Saturday, October 15, 2016

Rock-tober 15, 2016


Something interesting happened on the way to the Nobel Prize awards ceremony in Stockholm. Bob Dylan has won this year's Nobel Prize for Literature, the first American to receive the honor since Tony Morrison in 1993. He joins the pantheon of American Nobel Laureates and now includes Faulkner, Hemingway, and Steinbeck among his peers. But there's a swirl of controversy around this particular award. Back in 2012, Joseph Epstein writing for the Wall Street Journal, said,
Would the literary world be better off without the Nobel Prize in Literature? Certainly it would be no worse off without the Nobel, for as currently awarded the prize neither sets a true standard for literary production nor raises the prestige of literature itself.
Ouch. Is it a valid point? Personally, I find it hard to believe all of Dylan's manuscripts have been elevated above the works of Mark Twain. I'll be the first to admit that Dylan isn't my cup of tea, but it may just be that I can't separate Dylan, the voice, from Dylan, the lyricist. Granted, the profundity of some of Dylan's lyrics make him sound like a zen master sitting on top of a mountain. But what does it all mean? What's it all about? Does Dylan even know.

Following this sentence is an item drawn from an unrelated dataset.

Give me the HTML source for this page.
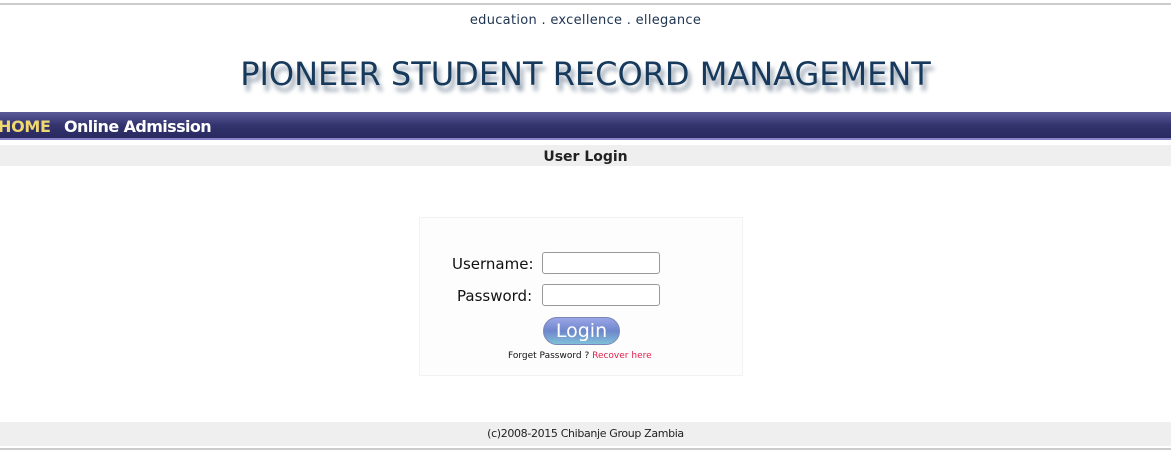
<!DOCTYPE html>
<html><head><style>
body{margin:0;width:1171px;height:453px;background:#fff;font-family:"DejaVu Sans","Liberation Sans",sans-serif;position:relative;overflow:hidden}
.a{position:absolute}
</style></head><body>
<div class="a" style="left:0;top:3px;width:1171px;height:2px;background:#ccc"></div>
<div class="a" style="left:0;top:13px;width:1171px;text-align:center;font-size:13px;color:#1d3350;letter-spacing:0.3px;font-weight:500">education . excellence . ellegance</div>
<div class="a" style="left:0;top:55px;width:1171px;text-align:center;font-size:32px;color:#173a5c;text-shadow:3px 6px 5px #8a98a8">PIONEER STUDENT RECORD MANAGEMENT</div>
<div class="a" style="left:0;top:112px;width:1171px;height:26px;background:linear-gradient(#5a5a9a,#33336e 50%,#2a2a60);border-bottom:2px solid #8a86cc"></div>
<div class="a" style="left:-2px;top:117px;font-size:16px;font-weight:bold;color:#f0d870;letter-spacing:-0.3px">HOME</div>
<div class="a" style="left:64px;top:117px;font-size:16px;font-weight:bold;color:#fff;letter-spacing:-0.6px">Online Admission</div>
<div class="a" style="left:0;top:145px;width:1171px;height:21px;background:#efefef;text-align:center;font-size:14px;font-weight:bold;color:#222;line-height:24px">User Login</div>
<div class="a" style="left:419px;top:217px;width:322px;height:157px;border:1px solid #f2f2f2;background:#fdfdfd"></div>
<div class="a" style="left:452px;top:255px;font-size:15px;color:#111">Username:</div>
<div class="a" style="left:457px;top:287px;font-size:15px;color:#111">Password:</div>
<div class="a" style="left:542px;top:252px;width:116px;height:20px;border:1px solid #999;border-radius:3px;background:#fff"></div>
<div class="a" style="left:542px;top:284px;width:116px;height:20px;border:1px solid #999;border-radius:3px;background:#fff"></div>
<div class="a" style="left:543px;top:317px;width:77px;height:28px;border-radius:14px;background:linear-gradient(#9aa6e6,#6e86cc 50%,#80c0d8);border:1px solid #7a86b8;color:#fff;font-size:19px;text-align:center;line-height:27px;box-sizing:border-box">Login</div>
<div class="a" style="left:508px;top:351px;font-size:9px;color:#111">Forget Password ? <span style="color:#e0204a">Recover here</span></div>
<div class="a" style="left:0;top:422px;width:1171px;height:24px;background:#efefef;text-align:center;font-size:11px;color:#222;line-height:24px;letter-spacing:-0.35px">(c)2008-2015 Chibanje Group Zambia</div>
<div class="a" style="left:0;top:448px;width:1171px;height:2px;background:#ccc"></div>
</body></html>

He told Playboy in a 1966 interview, "I do know what my songs are about."

Well?

"Oh, some are about four minutes; some are about five, and some, believe it or not, are about eleven or twelve."

Hipster Dylan - trolling the media before it was cool.

Regardless, I never would have guessed I would be writing about the Nobel Prize within the confines of this blog, so congratulations and thanks, Bob Dylan, for 57 years of profound, if not obtuse lyrics.